Putting the focus on costs
Unless this crisis resolves very quickly, or OPEC plus Russia plus others agree larger production curtailments it will bring costs into sharp focus in the very near term and those that can’t get their prices down to competitive levels could struggle to stay in business.
There are some oil basins which have huge natural cost advantages and can produce for under $10/barrel (a few, such as Saudi Arabia considerably lower). Others produce at well above this level; shale oil in the US, has a range of something like $30 to $90/barrel and, even then, only a few companies operate below the $40/barrel. We’d already seen production shut-ins there and this will be accelerated by the recent price drop. Shale wells decline quickly, and constant drilling of new wells is needed to keep production up. Stopping investment in new wells, as seems likely, will quickly result in production decline (all this supposes that the US government does not step in with a fiscal package to secure indigenous supply).

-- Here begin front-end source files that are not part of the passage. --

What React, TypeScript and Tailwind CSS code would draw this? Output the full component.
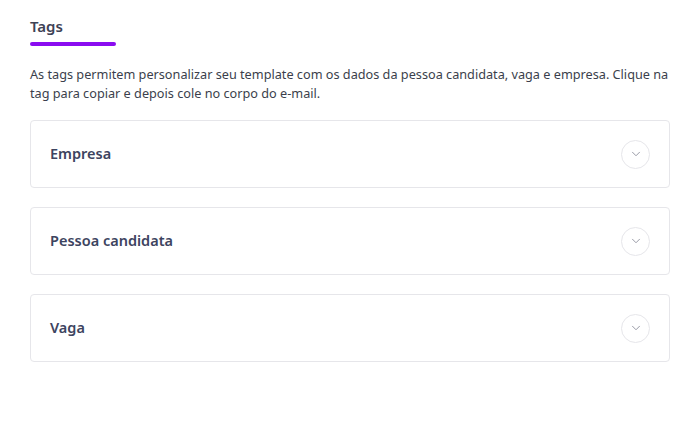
import { ChevronDown } from 'lucide-react';

const SECTIONS = ['Empresa', 'Pessoa candidata', 'Vaga'];

function TagSection({ title }: { title: string }) {
  return (
    <div className="flex h-[68px] items-center justify-between rounded border border-[#e6e6ea] bg-white pl-[19px] pr-[19px]">
      <span className="text-[14.5px] font-semibold text-[#3d4460]">{title}</span>
      <button
        type="button"
        className="flex size-[29px] items-center justify-center rounded-full border border-[#e6e6ea] text-[#8a8d99]"
        aria-label={`Expandir ${title}`}
      >
        <ChevronDown size={14} strokeWidth={1.5} />
      </button>
    </div>
  );
}

export default function App() {
  return (
    <div className="min-h-[432px] w-[688px] bg-white font-['Noto_Sans',sans-serif]">
      <div className="px-[30px] pt-[14px]">
        <div className="inline-flex flex-col">
          <span className="text-[15px] font-semibold leading-[22px] text-[#3d4255]">Tags</span>
          <div className="mt-[5px] h-[4px] w-[86px] rounded-full bg-[#8a0cf0]" />
        </div>
        <p className="mt-[19px] whitespace-nowrap text-[12.7px] leading-[19px] text-[#3b3f4c]">
          As tags permitem personalizar seu template com os dados da pessoa candidata, vaga e empresa. Clique na
          <br />
          tag para copiar e depois cole no corpo do e-mail.
        </p>
        <div className="mt-[17px] flex w-[640px] flex-col gap-[19px]">
          {SECTIONS.map(title => (
            <TagSection key={title} title={title} />
          ))}
        </div>
      </div>
    </div>
  );
}
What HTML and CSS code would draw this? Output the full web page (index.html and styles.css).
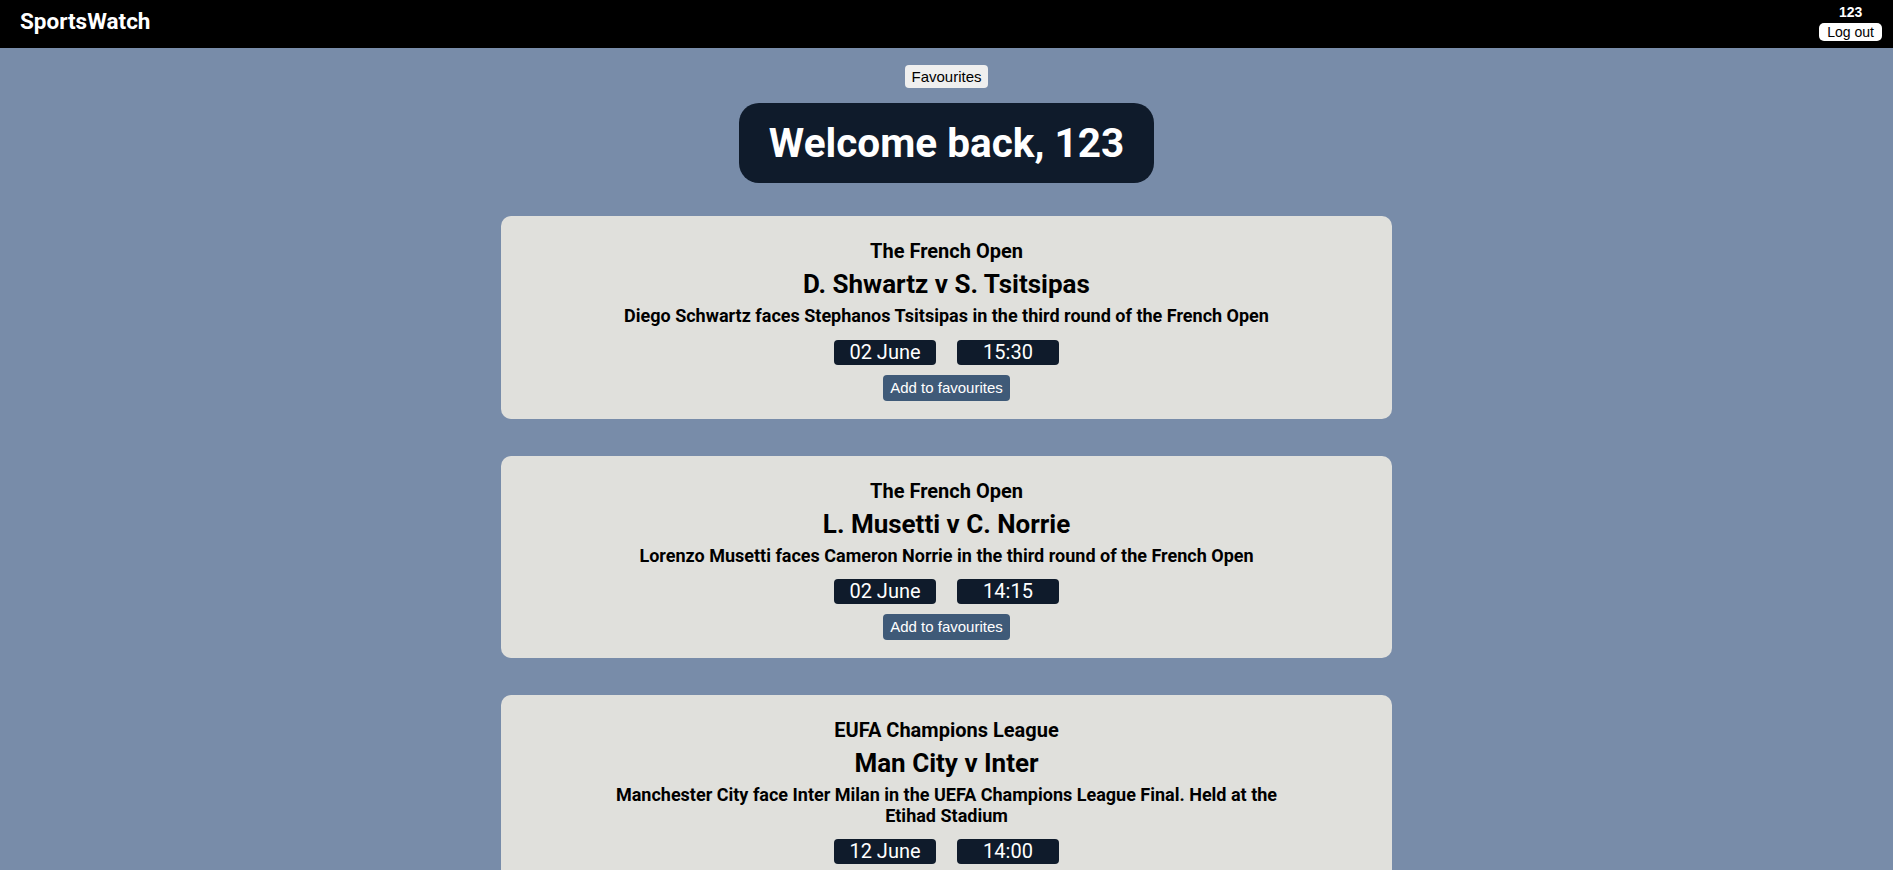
FILE: index.html
```html
<!DOCTYPE html>
<html lang="en">
<head>
<meta charset="utf-8">
<title>SportsWatch</title>
<link rel="stylesheet" href="styles.css">
</head>
<body>
<header class="topbar">
  <div class="brand">SportsWatch</div>
  <div class="user">
    <span class="user-name">123</span>
    <button class="logout">Log out</button>
  </div>
</header>
<main class="page">
  <button class="fav-link">Favourites</button>
  <h1 class="welcome">Welcome back, 123</h1>
  <section class="events">
    <article class="card">
      <h3 class="comp">The French Open</h3>
      <h2 class="match">D. Shwartz v S. Tsitsipas</h2>
      <p class="desc">Diego Schwartz faces Stephanos Tsitsipas in the third round of the French Open</p>
      <div class="when"><span class="pill">02 June</span><span class="pill">15:30</span></div>
      <button class="add">Add to favourites</button>
    </article>
    <article class="card">
      <h3 class="comp">The French Open</h3>
      <h2 class="match">L. Musetti v C. Norrie</h2>
      <p class="desc">Lorenzo Musetti faces Cameron Norrie in the third round of the French Open</p>
      <div class="when"><span class="pill">02 June</span><span class="pill">14:15</span></div>
      <button class="add">Add to favourites</button>
    </article>
    <article class="card">
      <h3 class="comp">EUFA Champions League</h3>
      <h2 class="match">Man City v Inter</h2>
      <p class="desc">Manchester City face Inter Milan in the UEFA Champions League Final. Held at the Etihad Stadium</p>
      <div class="when"><span class="pill">12 June</span><span class="pill">14:00</span></div>
      <button class="add">Add to favourites</button>
    </article>
  </section>
</main>
</body>
</html>
```
FILE: styles.css
```css
html, body {
  margin: 0;
  padding: 0;
}
body {
  background: #788ca9;
  font-family: Roboto, "Liberation Sans", Arial, sans-serif;
  color: #000;
}
.topbar {
  height: 48px;
  background: #000;
  display: flex;
  align-items: center;
  justify-content: space-between;
  padding: 0 11px 0 20px;
  box-sizing: border-box;
}
.brand {
  color: #fff;
  font-weight: 700;
  font-size: 22.5px;
  margin-top: -6px;
}
.user {
  display: flex;
  flex-direction: column;
  align-items: center;
  margin-top: -4px;
}
.user-name {
  color: #fff;
  font-weight: 700;
  font-size: 14px;
  line-height: 17px;
  font-family: "Liberation Sans", Arial, sans-serif;
}
.logout {
  font-family: "Liberation Sans", Arial, sans-serif;
  font-size: 14px;
  line-height: 16px;
  padding: 1px 8px;
  margin-top: 2px;
  border: none;
  border-radius: 5px;
  background: #fff;
  color: #000;
}
.page {
  display: flex;
  flex-direction: column;
  align-items: center;
  padding-top: 17px;
}
.fav-link {
  font-family: "Liberation Sans", Arial, sans-serif;
  font-size: 15px;
  line-height: 17px;
  padding: 3px 6.5px;
  border: none;
  border-radius: 4px;
  background: #efefef;
  color: #000;
}
.welcome {
  margin: 15px 0 0;
  background: #0f1b2b;
  color: #fff;
  font-size: 40.5px;
  font-weight: 700;
  line-height: 52px;
  padding: 14px 29.5px;
  border-radius: 20px;
}
.events {
  display: flex;
  flex-direction: column;
  gap: 37px;
  margin-top: 33px;
}
.card {
  width: 891px;
  box-sizing: border-box;
  background: #e0e0dc;
  border-radius: 10px;
  padding: 23px 90px 18px;
  display: flex;
  flex-direction: column;
  align-items: center;
  text-align: center;
}
.comp {
  margin: 0;
  font-size: 20px;
  font-weight: 700;
  line-height: 24px;
}
.match {
  margin: 7px 0 0;
  font-size: 26px;
  font-weight: 700;
  line-height: 29px;
}
.desc {
  margin: 7px 0 0;
  font-size: 18px;
  font-weight: 700;
  line-height: 20.5px;
  max-width: 705px;
}
.when {
  display: flex;
  gap: 21px;
  margin-top: 13px;
}
.pill {
  width: 102px;
  height: 25px;
  line-height: 25px;
  background: #0f1b2b;
  color: #fff;
  font-size: 20px;
  border-radius: 4px;
}
.add {
  margin-top: 10px;
  font-family: "Liberation Sans", Arial, sans-serif;
  font-size: 15px;
  line-height: 18px;
  padding: 4px 7px;
  border: none;
  border-radius: 4px;
  background: #3f5a78;
  color: #fff;
}
```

Keeping the industry going on the UKCS
So, what does this mean for the UK Continental Shelf? There are a few fields producing at low operating costs that can survive in a sustained low-price scenario. These are the bigger newer fields, it’s all about cost per barrel and if you have a lot of barrels the number is going to be lower.
For most fields though, it will be all about cutting costs to ensure companies can stay in business and aim to benefit when prices rise. There are very few operators, if any, that would be able to shut-in production waiting for a price recovery as they would have to continue spending a considerable part of their normal operating costs to keep their facilities viable. At the moment, some will be looking for ways to keep their heads above water as they wait for an oil price rise, such as new financing packages or selling non-core assets.
Operators will look to cancel non-essential capex (including wells and facility upgrades) and do only what is required to maintain a safe and cost-effective operation or what will result in near term production gains. This will unfortunately result in job losses for both the operators and the service companies as projects are cancel or delayed.
Some large companies have announced job cuts already and there are likely to be more. I’m hopeful we will be back in calmer waters no later than the end of this year and that things will recover quickly enough that the damage will only be terminal for a limited number of fields and companies whose finances were not solid going into this. Unfortunately, a lot of the smaller companies and start-ups will suffer disproportionately and if Government support is not forthcoming, we could see a lot of them go to the wall to the detriment of Aberdeen’s ambition to be an oil service capital. The extent of the damage will depend on further agreements on production cuts between the Saudis, Russians and others which appears unlikely currently demonstrated by Mexico’s abstinence, and how long demand stays low and therefore how big the storage lake becomes.
Positive steps forward
If this all seems bleak it doesn’t have to be. The oil industry has gone through difficult times before and has pulled through them more than once.
What will stand us in better stead compared to the last downturn in 2015/16 is that there has been a focus on cost reduction in the North Sea. Technology has often been the driver of this as companies are finding ways to become leaner.
What we need to do now is increase our focus on this and look for smarter ways to keep our costs internationally competitive. This has been at the top of the agenda the Oil and Gas Technology Centre in Aberdeen has been leading since its inception, striving to transform the industry and reimagine the North Sea.
As many of us now find ourselves working from home we need to learn from this time and develop ways of working that enable us to remain competitive for as long as North Sea reserves allow.
Sadly, there is no escaping that this is going to be painful for many, but with focus and effort we can come out the other side as a still viable oil producing country.
John Scrimgeour is chairman of Archer Knight (Holdings) Ltd.